THE REQUEST: Leave out any pictures and transcribe all other data below exactly.
— START OF DATA BLOCK —
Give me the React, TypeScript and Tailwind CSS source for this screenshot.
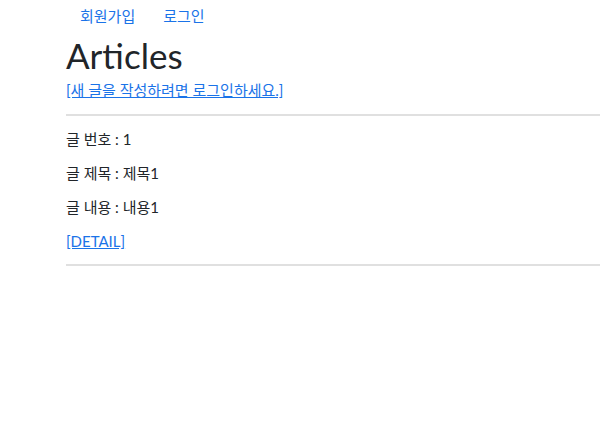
// Articles list page (logged-out view)

const font = { fontFamily: '"Lato", "Noto Sans CJK KR", sans-serif' };

const articles = [{ id: 1, title: '제목1', content: '내용1' }];

export default function App() {
  return (
    <div className="min-h-[441px] bg-white pl-[66px] text-[15px] text-[#212529]" style={font}>
      <nav className="flex h-[32px] items-center">
        <a href="#" className="px-[14px] text-[#1a73e8]">회원가입</a>
        <a href="#" className="px-[14px] text-[#1a73e8]">로그인</a>
      </nav>
      <h1 className="text-[35px] leading-[46px] font-normal">Articles</h1>
      <a href="#" className="block leading-[24px] text-[#1a73e8] underline">
        [새 글을 작성하려면 로그인하세요.]
      </a>
      <hr className="mt-[12px] border-t-2 border-[#e0e0e0]" />
      {articles.map(a => (
        <div key={a.id} className="pt-[6px]">
          <p className="leading-[34px]">글 번호 : {a.id}</p>
          <p className="leading-[34px]">글 제목 : {a.title}</p>
          <p className="leading-[34px]">글 내용 : {a.content}</p>
          <a href="#" className="block leading-[34px] text-[#1a73e8] underline">[DETAIL]</a>
          <hr className="mt-[6px] border-t-2 border-[#e0e0e0]" />
        </div>
      ))}
    </div>
  );
}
— END OF DATA BLOCK —
THE COMPLETED TASK:
Give me the React, TypeScript and Tailwind CSS source for this screenshot.
// Articles list page (logged-out view)

const font = { fontFamily: '"Lato", "Noto Sans CJK KR", sans-serif' };

const articles = [{ id: 1, title: '제목1', content: '내용1' }];

export default function App() {
  return (
    <div className="min-h-[441px] bg-white pl-[66px] text-[15px] text-[#212529]" style={font}>
      <nav className="flex h-[32px] items-center">
        <a href="#" className="px-[14px] text-[#1a73e8]">회원가입</a>
        <a href="#" className="px-[14px] text-[#1a73e8]">로그인</a>
      </nav>
      <h1 className="text-[35px] leading-[46px] font-normal">Articles</h1>
      <a href="#" className="block leading-[24px] text-[#1a73e8] underline">
        [새 글을 작성하려면 로그인하세요.]
      </a>
      <hr className="mt-[12px] border-t-2 border-[#e0e0e0]" />
      {articles.map(a => (
        <div key={a.id} className="pt-[6px]">
          <p className="leading-[34px]">글 번호 : {a.id}</p>
          <p className="leading-[34px]">글 제목 : {a.title}</p>
          <p className="leading-[34px]">글 내용 : {a.content}</p>
          <a href="#" className="block leading-[34px] text-[#1a73e8] underline">[DETAIL]</a>
          <hr className="mt-[6px] border-t-2 border-[#e0e0e0]" />
        </div>
      ))}
    </div>
  );
}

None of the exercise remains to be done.